X_train, y_train = load_data(training_images, label_map)
X_val, y_val = load_data(validation_images, label_map)
X_test, y_test = load_data(test_images, label_map)

Build and train LSTM Neural Network

In [8]:
class SignLanguageLSTM(nn.Module):
  def __init__(self, input_size, hidden_size, num_layers, num_classes):
    super(SignLanguageLSTM, self).__init__()

    self.hidden_size = hidden_size
    self.num_layers = num_layers

    self.lstm1 = nn.LSTM(
        input_size=input_size,
        hidden_size=hidden_size,
        batch_first=True)

    self.lstm2 = nn.LSTM(
        input_size=hidden_size,
        hidden_size=hidden_size * 2,
        batch_first=True)

    self.lstm3 = nn.LSTM(
        input_size=hidden_size * 2,
        hidden_size=hidden_size,
        batch_first=True)

    self.fc1 = nn.Linear(hidden_size, hidden_size * 2)
    self.fc2 = nn.Linear(hidden_size * 2, hidden_size * 4)
    self.fc3 = nn.Linear(hidden_size * 4, num_classes)

    self.relu = nn.ReLU()

  def forward(self, x):
    # LSTM 1
    x, _ = self.lstm1(x)
    x = self.relu(x)

    # LSTM 2
    x, _ = self.lstm2(x)
    x = self.relu(x)

    # LSTM 3
    x, _ = self.lstm3(x)
    x = self.relu(x)

    x = x[:, -1, :]

    # fully connected layers
    x = self.relu(self.fc1(x))
    x = self.relu(self.fc2(x))
    x = self.fc3(x)

    return x

input_size = 258
hidden_size = 128
num_layers = 2
learning_rate = 0.001
num_epochs = 100
batch_size = 32

model = SignLanguageLSTM(input_size, hidden_size, num_layers, num_classes)

In [9]:
train_dataset = TensorDataset(X_train, y_train)
train_loader = DataLoader(train_dataset, batch_size=batch_size, shuffle=True)

validation_dataset = TensorDataset(X_val, y_val)
validation_loader = DataLoader(validation_dataset, batch_size=batch_size, shuffle=False)

test_dataset = TensorDataset(X_test, y_test)
test_loader = DataLoader(test_dataset, batch_size=batch_size, shuffle=False)

device = torch.device("cuda" if torch.cuda.is_available() else "cpu")
model.to(device)
optimizer = optim.Adam(model.parameters(), lr=learning_rate)
criterion = nn.CrossEntropyLoss()

In [None]:
best_val_acc = 0.0
save_model = "/content/drive/MyDrive/NLP/saved_models/"
os.makedirs(save_model, exist_ok=True)
for epoch in range(num_epochs):
    print(f"Epoch {epoch + 1}/{num_epochs}")
    print('-' * 30)

    for phase in ['train', 'val']:
        if phase == 'train':
            model.train() # enables dropout layers and batch normalization updates
            loader = train_loader
        else:
            model.eval() # disables dropout layers and batch normalization updates
            loader = validation_loader

        running_loss = 0.0
        correct = 0
        total = 0

        for inputs, labels in loader:
            inputs, labels = inputs.to(device), labels.to(device)
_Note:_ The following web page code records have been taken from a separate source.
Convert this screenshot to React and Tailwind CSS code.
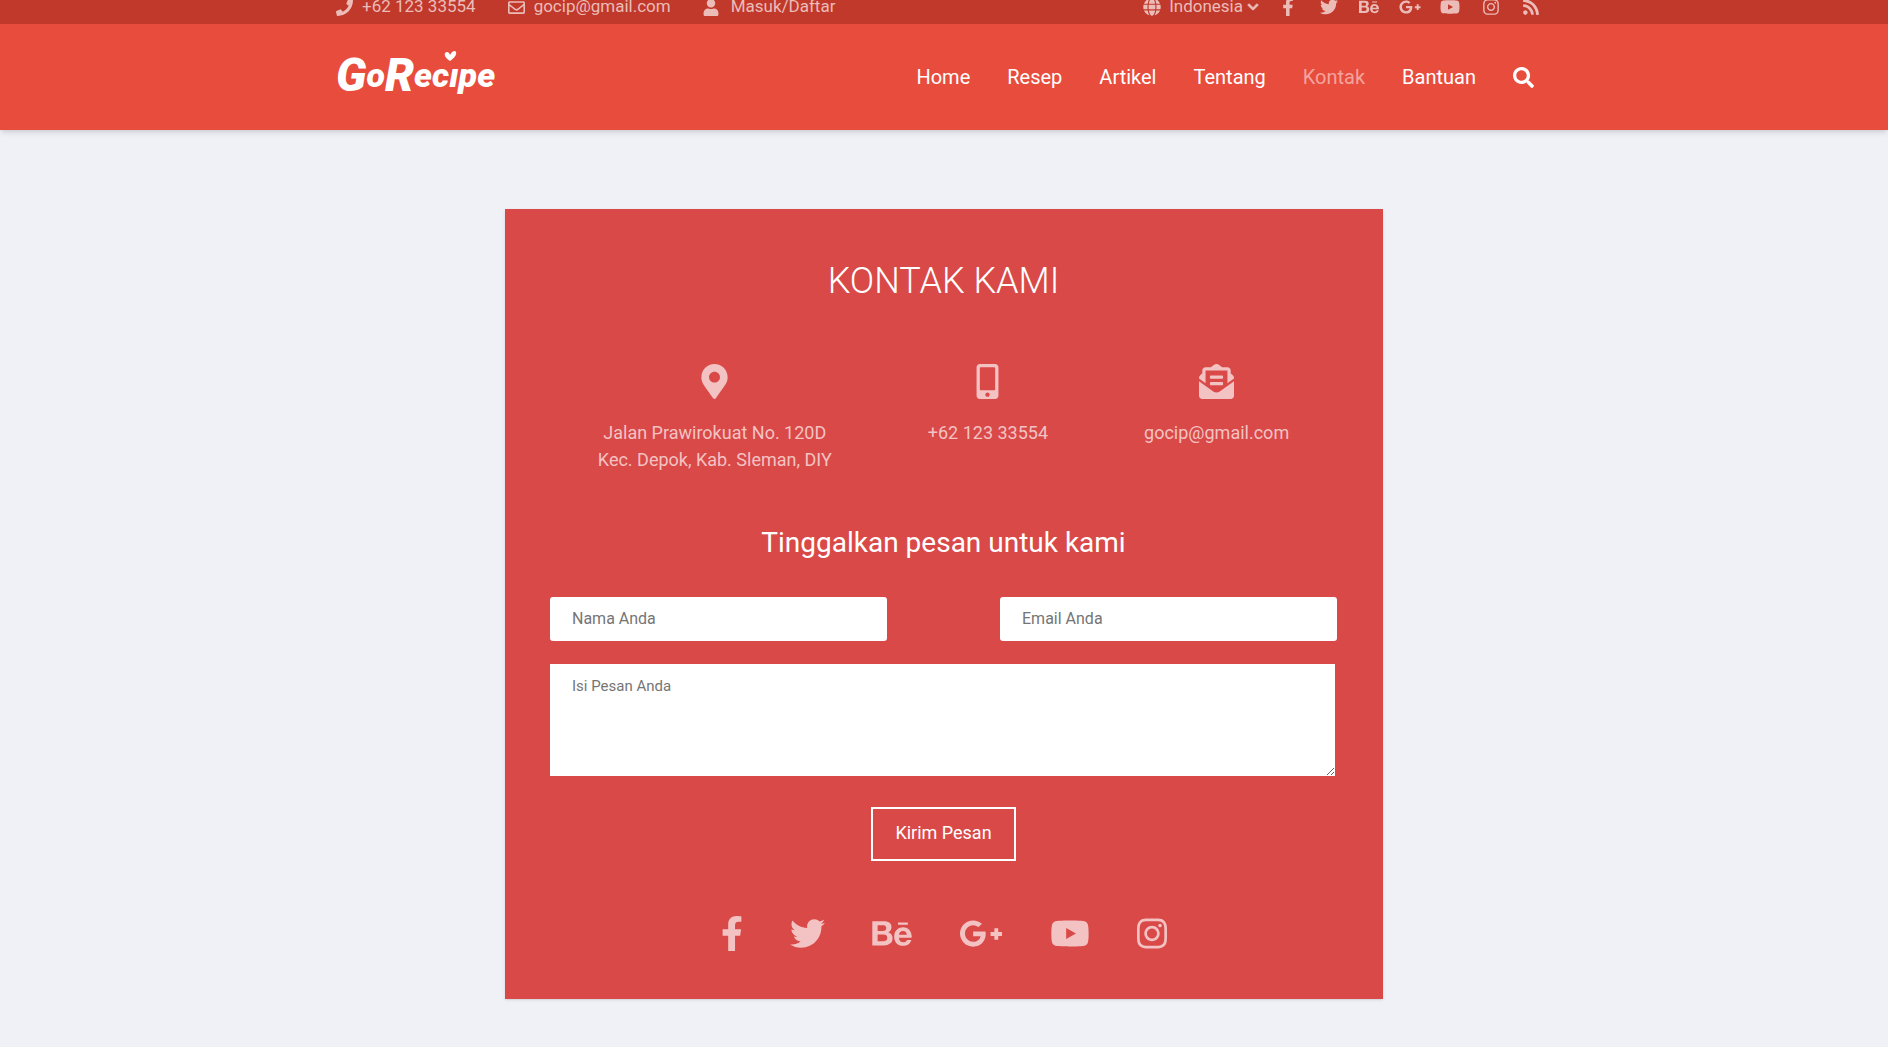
import React from "react";
import {
  FaPhone, FaRegEnvelope, FaUser, FaGlobe, FaChevronDown, FaFacebookF, FaTwitter,
  FaBehance, FaGooglePlusG, FaYoutube, FaInstagram, FaRss, FaSearch,
  FaMapMarkerAlt, FaMobileAlt, FaEnvelopeOpenText,
} from "react-icons/fa";

const socials = [
  { name: "Facebook", Icon: FaFacebookF, small: "w-3", large: "w-[22px]" },
  { name: "Twitter", Icon: FaTwitter, small: "w-[18px]", large: "w-[35px]" },
  { name: "Behance", Icon: FaBehance, small: "w-5", large: "w-10" },
  { name: "Google Plus", Icon: FaGooglePlusG, small: "w-[22px]", large: "w-11" },
  { name: "YouTube", Icon: FaYoutube, small: "w-5", large: "w-10" },
  { name: "Instagram", Icon: FaInstagram, small: "w-4", large: "w-[30px]" },
];

const feed = { name: "RSS", Icon: FaRss, small: "w-4" };

const nav = ["Home", "Resep", "Artikel", "Tentang", "Kontak", "Bantuan"];

function TopBar() {
  return (
    <div className="bg-[#c0392b] pb-2.5 text-[17px] text-[#ebbcb8]">
      <div className="mx-auto flex h-3.5 max-w-[1216px] items-center justify-between pr-[11px]">
        <div className="flex items-center gap-8">
          <a href="#telepon" className="flex items-center gap-[9px]">
            <FaPhone className="size-[17px]" />
            +62 123 33554
          </a>
          <a href="#email" className="flex items-center gap-[9px]">
            <FaRegEnvelope className="size-[17px]" />
            gocip@gmail.com
          </a>
          <a href="#masuk" className="flex items-center gap-3">
            <FaUser className="h-[17px] w-4" />
            Masuk/Daftar
          </a>
        </div>
        <div className="flex items-center gap-[19px]">
          <button type="button" className="flex items-center gap-2">
            <FaGlobe className="size-[18px]" />
            <span className="flex items-center gap-1">
              Indonesia
              <FaChevronDown className="size-3 stroke-current stroke-[40px]" />
            </span>
          </button>
          <div className="flex w-[263px] items-center justify-between">
            {[...socials, feed].map(({ name, Icon, small }) => (
              <a key={name} href={"#" + name} aria-label={name} className="flex w-5 justify-center">
                <Icon className={"h-[18px] max-w-none shrink-0 " + small} />
              </a>
            ))}
          </div>
        </div>
      </div>
    </div>
  );
}

function Logo() {
  return (
    <a href="#home" aria-label="GoRecipe">
      <svg width="160" height="56" viewBox="0 0 160 56" fill="#fff">
        <g fontFamily="Roboto, sans-serif" fontWeight="900" fontStyle="italic" fontSize="34">
          <text x="0" y="42">
            <tspan fontSize="46">G</tspan>
            <tspan dy="-4">o</tspan>
            <tspan fontSize="46" dy="4">R</tspan>
            <tspan dy="-4">ecıpe</tspan>
          </text>
        </g>
        <path d="M114 12 C110 9 108 7 109 4 C111 2 113 3 114 6 C116 2 119 1 120 3 C121 6 118 9 114 12 Z" />
      </svg>
    </a>
  );
}

function Header() {
  return (
    <header className="bg-[#e84c3d] shadow-md">
      <div className="mx-auto flex h-[106px] max-w-[1216px] items-center justify-between pr-[18px]">
        <Logo />
        <nav className="flex items-center gap-[37px] text-xl text-white">
          {nav.map((item) => (
            <a key={item} href={"#" + item} className={item === "Kontak" ? "text-[#f3a49c]" : ""}>
              {item}
            </a>
          ))}
          <button type="button" aria-label="Cari">
            <FaSearch className="size-[21px]" />
          </button>
        </nav>
      </div>
    </header>
  );
}

function ContactItem({ Icon, children }) {
  return (
    <div className="flex flex-col items-center gap-5 text-center text-lg leading-[27px]">
      <Icon className="size-[35px]" />
      <p>{children}</p>
    </div>
  );
}

function ContactCard() {
  return (
    <main className="mx-auto mt-[79px] mb-12 flex max-w-[878px] flex-col items-center bg-[#d94948] pt-[51px] pr-[46px] pb-12 pl-[45px] text-white shadow-sm">
      <h1 className="text-4xl leading-[42px] font-light">KONTAK KAMI</h1>
      <div className="mt-[62px] flex gap-24 text-[#f3c2c2]">
        <ContactItem Icon={FaMapMarkerAlt}>
          Jalan Prawirokuat No. 120D<br />Kec. Depok, Kab. Sleman, DIY
        </ContactItem>
        <ContactItem Icon={FaMobileAlt}>+62 123 33554</ContactItem>
        <ContactItem Icon={FaEnvelopeOpenText}>gocip@gmail.com</ContactItem>
      </div>
      <h2 className="mt-[52px] text-[28px] leading-9">Tinggalkan pesan untuk kami</h2>
      <form className="mt-9 flex w-full flex-col items-center" onSubmit={(e) => e.preventDefault()}>
        <div className="flex w-full gap-[113px]">
          <input type="text" aria-label="Nama Anda" placeholder="Nama Anda" className="h-11 min-w-0 flex-1 rounded-[3px] bg-white px-[22px] pb-0.5 text-base text-gray-800 placeholder:text-[#757575]" />
          <input type="email" aria-label="Email Anda" placeholder="Email Anda" className="h-11 min-w-0 flex-1 rounded-[3px] bg-white px-[22px] pb-0.5 text-base text-gray-800 placeholder:text-[#757575]" />
        </div>
        <textarea aria-label="Isi Pesan Anda" placeholder="Isi Pesan Anda" className="mt-[23px] mr-0.5 h-28 resize self-stretch bg-white px-[22px] py-3 text-[15px] leading-5 text-gray-800 placeholder:text-[#757575]" />
        <button type="submit" className="mt-[31px] border-2 border-white px-[22px] pt-[11px] pb-[13px] text-lg leading-[26px]">
          Kirim Pesan
        </button>
      </form>
      <div className="mt-[55px] flex items-center gap-[47px] text-[#f3c2c2]">
        {socials.map(({ name, Icon, large }) => (
          <a key={name} href={"#" + name} aria-label={name}>
            <Icon className={"h-[35px] " + large} />
          </a>
        ))}
      </div>
    </main>
  );
}

export default function App() {
  return (
    <div className="flow-root min-h-screen bg-[#f0f1f7] font-[Roboto,sans-serif]">
      <TopBar />
      <Header />
      <ContactCard />
    </div>
  );
}
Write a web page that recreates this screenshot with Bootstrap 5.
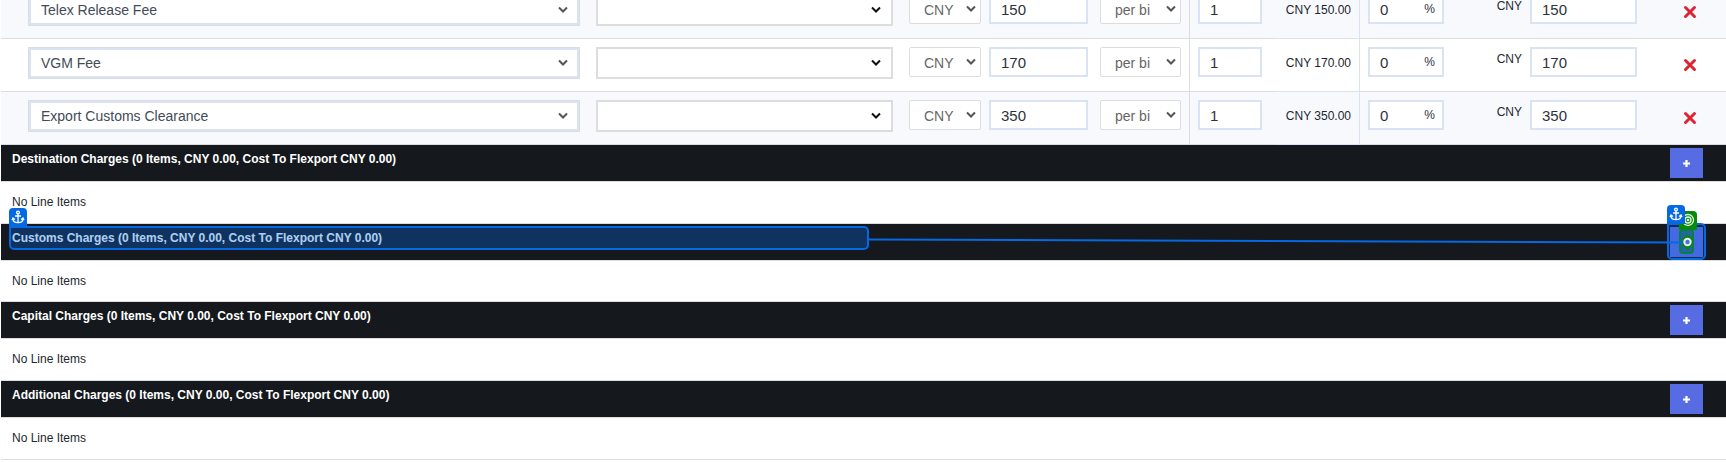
<!DOCTYPE html>
<html lang="en">
<head>
<meta charset="utf-8">
<meta name="viewport" content="width=device-width, initial-scale=1">
<title>Charges</title>
<link href="https://cdn.jsdelivr.net/npm/bootstrap@5.3.0/dist/css/bootstrap.min.css" rel="stylesheet">
<style>
  body { font: 12px/16px "Liberation Sans", Arial, sans-serif; color: #22272e; background: #fff; padding-left: 1px; }
  .charges-clip { overflow: hidden; }
  .charges { table-layout: fixed; border-collapse: separate; border-spacing: 0; margin-top: -14px; }
  .charges td { height: 53px; padding: 8px 8px 0; vertical-align: top; border-bottom: 1px solid #ddd; }
  .charges tr:nth-child(odd) td { background: #f8f9fd; }
  .charges td.cell-rule { border-right: 1px solid #ddd; }
  .charges td.cell-rule-blue { border-right: 1px solid #d9e3f4; border-bottom-color: #d9e3f4; }
  .charges .form-control, .charges .form-select { font-size: 15px; line-height: 20px; height: 30px; border: 2px solid #d9e3f4; border-radius: 0; padding: 0 10px; color: #2d333d; background-color: #fff; }
  .charges .form-select { font-size: 14px; background-image: url("data:image/svg+xml,%3Csvg xmlns='http://www.w3.org/2000/svg' viewBox='0 0 10 8'%3E%3Cpath d='M1 1.5l4 4 4-4' fill='none' stroke='%23555' stroke-width='2'/%3E%3C/svg%3E"); background-size: 10px 8px; background-position: right 4px center; }
  .charges .pick-charge { height: 32px; color: #434b58; border-color: #d9e3f4; box-shadow: inset 0 0 0 1px #d9e3f4; outline: 1px solid #ddd; outline-offset: -1px; background-position: right 10px center; padding-left: 11px; }
  .charges .pick-vendor { height: 32px; border-color: #ddd; background-position: right 10px center; background-image: url("data:image/svg+xml,%3Csvg xmlns='http://www.w3.org/2000/svg' viewBox='0 0 10 8'%3E%3Cpath d='M1 1.5l4 4 4-4' fill='none' stroke='%23111' stroke-width='2'/%3E%3C/svg%3E"); }
  .charges .pick-small { border: 1px solid #ddd; border-radius: 2px; color: #666; padding: 2px 18px 0 14px; }
  .pct-sign { top: 7px; right: 9px; font-size: 12px; color: #2d333d; }
  .btn-remove { width: 14px; height: 14px; margin: 11px 0 0 30px; padding: 0; border: 0; background: none; }
  .section-bar { min-height: 36px; padding: 3px 23px 3px 11px; background: #15191d; color: #fff; }
  .section-bar h2 { font-size: 12px; line-height: 16px; font-weight: 700; margin: 3px 0 0; }
  .btn-add { width: 33px; height: 30px; padding: 0; border: 0; border-radius: 0; background: #576be3; }
  .no-items { margin: 0; padding: 12px 11px; border-top: 1px solid #ddd; border-bottom: 1px solid #ddd; height: 43px; }
  .no-items-short { height: 42px; }
  .mark-label { top: 2px; left: 8px; width: calc(50% - 3px); height: 24px; border: 2px solid #0469e3; border-radius: 0 5px 5px 5px; background: #0469e354; }
  .mark-button { top: -1px; right: 20px; width: 39px; height: 37px; border: 2px solid #0469e3; border-radius: 0 5px 5px 5px; background: #0469e338; }
  .mark-line { top: 13px; left: calc(50% + 5px); right: 40px; height: 8px; }
  .pin { width: 18px; height: 19px; border-radius: 4px 4px 0 0; background: #0469e3; }
  .pin-label { top: -16px; left: 8px; }
  .pin-button { top: -19px; right: 41px; }
  .pin-target { top: -13px; right: 29px; background: #078a0c; }
  .mark-target { top: 5px; right: 32px; width: 15px; height: 25px; border: 2px solid #078044; border-radius: 4px; background: #18618bb0; }
  .mark-dot { top: 10px; right: 30px; }
</style>
</head>
<body>
<svg class="d-none">
  <symbol id="anchor" viewBox="0 0 18 18"><g fill="none" stroke="#fff" stroke-width="1.3"><circle cx="9" cy="4.5" r="1.4"/><path d="M9 6v9M6 8h6M4 10.5c0 2.600 2 4.200 5 4.200s5-1.600 5-4.200M3 12l1-2 2 1.500M15 12l-1-2-2 1.500"/></g></symbol>
  <symbol id="rings" viewBox="0 0 18 18"><g fill="none" stroke="#e4f6e4" stroke-width="1.3"><circle cx="9" cy="9" r="5.500"/><circle cx="9" cy="9" r="3"/><circle cx="9" cy="9" r=".7"/></g></symbol>
  <symbol id="cross" viewBox="0 0 14 14"><path d="M2.500 2.500l9 9M11.500 2.500l-9 9" stroke="#dc2433" stroke-width="3" stroke-linecap="round"/></symbol>
  <symbol id="plus" viewBox="0 0 9 9"><path d="M4.500 1v7M1 4.500h7" stroke="#fff" stroke-width="2.200"/></symbol>
</svg>
<main>
  <div class="charges-clip">
    <table class="charges w-100">
      <colgroup><col style="width:34%"><col><col style="width:84px"><col style="width:107px"><col style="width:98px"><col style="width:85px"><col style="width:85px"><col style="width:92px"><col style="width:193px"><col style="width:81px"></colgroup>
      <tbody id="rows"></tbody>
    </table>
  </div>

  <section>
    <div class="section-bar d-flex justify-content-between"><h2>Destination Charges (0 Items, CNY 0.00, Cost To Flexport CNY 0.00)</h2><button class="btn-add" aria-label="Add destination charge"><svg width="9" height="9"><use href="#plus"/></svg></button></div>
    <p class="no-items">No Line Items</p>
  </section>
  <section>
    <div class="section-bar position-relative d-flex justify-content-between"><h2>Customs Charges (0 Items, CNY 0.00, Cost To Flexport CNY 0.00)</h2><button class="btn-add" aria-label="Add customs charge"></button>
      <div class="mark-label position-absolute"></div>
      <div class="mark-button position-absolute"></div>
      <svg class="pin pin-target position-absolute"><use href="#rings" width="18" height="18"/></svg>
      <div class="mark-target position-absolute"></div>
      <div class="mark-line position-absolute"><svg class="d-block w-100 h-100" viewBox="0 0 800 8" preserveAspectRatio="none"><path d="M0 2.500L800 5.500" stroke="#0469e3" stroke-width="2" vector-effect="non-scaling-stroke"/></svg></div>
      <svg class="mark-dot position-absolute" width="17" height="16" viewBox="0 0 17 16"><path d="M8.500 0l5 5v6l-5 5-5-5V5z" fill="#078a0c"/><circle cx="8.500" cy="8" r="3.200" fill="#576be3" stroke="#e6f0ee" stroke-width="2"/></svg>
      <svg class="pin pin-label position-absolute"><use href="#anchor" width="18" height="18"/></svg>
      <svg class="pin pin-button position-absolute"><use href="#anchor" width="18" height="18"/></svg>
    </div>
    <p class="no-items no-items-short">No Line Items</p>
  </section>
  <section>
    <div class="section-bar d-flex justify-content-between"><h2>Capital Charges (0 Items, CNY 0.00, Cost To Flexport CNY 0.00)</h2><button class="btn-add" aria-label="Add capital charge"><svg width="9" height="9"><use href="#plus"/></svg></button></div>
    <p class="no-items">No Line Items</p>
  </section>
  <section>
    <div class="section-bar d-flex justify-content-between"><h2>Additional Charges (0 Items, CNY 0.00, Cost To Flexport CNY 0.00)</h2><button class="btn-add" aria-label="Add additional charge"><svg width="9" height="9"><use href="#plus"/></svg></button></div>
    <p class="no-items">No Line Items</p>
  </section>
</main>
<script>
  const fees = [['Telex Release Fee', 150], ['VGM Fee', 170], ['Export Customs Clearance', 350]];
  document.getElementById('rows').innerHTML = fees.map(([name, amount]) => `
    <tr>
      <td style="padding-left:27px"><select class="form-select pick-charge" aria-label="Charge"><option>${name}</option></select></td>
      <td><select class="form-select pick-vendor" aria-label="Vendor"><option></option></select></td>
      <td class="pe-1"><select class="form-select pick-small" aria-label="Currency"><option>CNY</option></select></td>
      <td class="px-1"><input class="form-control" aria-label="Rate" value="${amount}"></td>
      <td class="cell-rule"><select class="form-select pick-small" aria-label="Unit"><option>per bi</option></select></td>
      <td style="padding-right:13px"><input class="form-control" aria-label="Quantity" value="1"></td>
      <td class="cell-rule-blue text-end text-nowrap px-2"><div class="pt-2">CNY ${amount}.00</div></td>
      <td><div class="position-relative"><input class="form-control" aria-label="Percent" value="0"><span class="pct-sign position-absolute">%</span></div></td>
      <td><label class="d-flex justify-content-end gap-2"><span class="pt-1">CNY</span><input class="form-control" style="width:107px" value="${amount}"></label></td>
      <td><button class="btn-remove d-block" aria-label="Remove"><svg class="d-block" width="14" height="14"><use href="#cross"/></svg></button></td>
    </tr>`).join('');
</script>
<script src="https://cdn.jsdelivr.net/npm/bootstrap@5.3.0/dist/js/bootstrap.bundle.min.js"></script>
</body>
</html>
            if phase == 'train':
                optimizer.zero_grad() # clears accumulated gradients before each batch during training

            with torch.set_grad_enabled(phase == 'train'): # enables gradient computation only during training, conserving memory during validation
                outputs = model(inputs)
                loss = criterion(outputs, labels)

                if phase == 'train':
                    loss.backward() # calculates gradients through automatic differentiation
                    optimizer.step() # updates model weights based on calculated gradients

            running_loss += loss.item() # scalar value of the loss
            _, predicted = torch.max(outputs, 1) # extract the predicted value taking the one with the higher score
            correct += (predicted == labels).sum().item()
            total += labels.size(0)

        epoch_loss = running_loss / len(loader)
        epoch_acc = correct / total

        print(f"{phase.upper()} Loss: {epoch_loss:.4f} | Accuracy: {epoch_acc:.4f}")

        # Save best model based on validation accuracy
        if phase == 'val' and epoch_acc > best_val_acc:
            best_val_acc = epoch_acc
            torch.save(model.state_dict(), f"{save_model}/best_model.pt")
            print("Saved new best model")

# Final Test Evaluation
model.eval()
test_correct = 0
test_total = 0

with torch.no_grad():
    for inputs, labels in test_loader:
        inputs, labels = inputs.to(device), labels.to(device)
        outputs = model(inputs)
        _, predicted = torch.max(outputs, 1)
        test_correct += (predicted == labels).sum().item()
        test_total += labels.size(0)

test_acc = test_correct / test_total
print(f"\nTEST Accuracy: {test_acc:.4f}")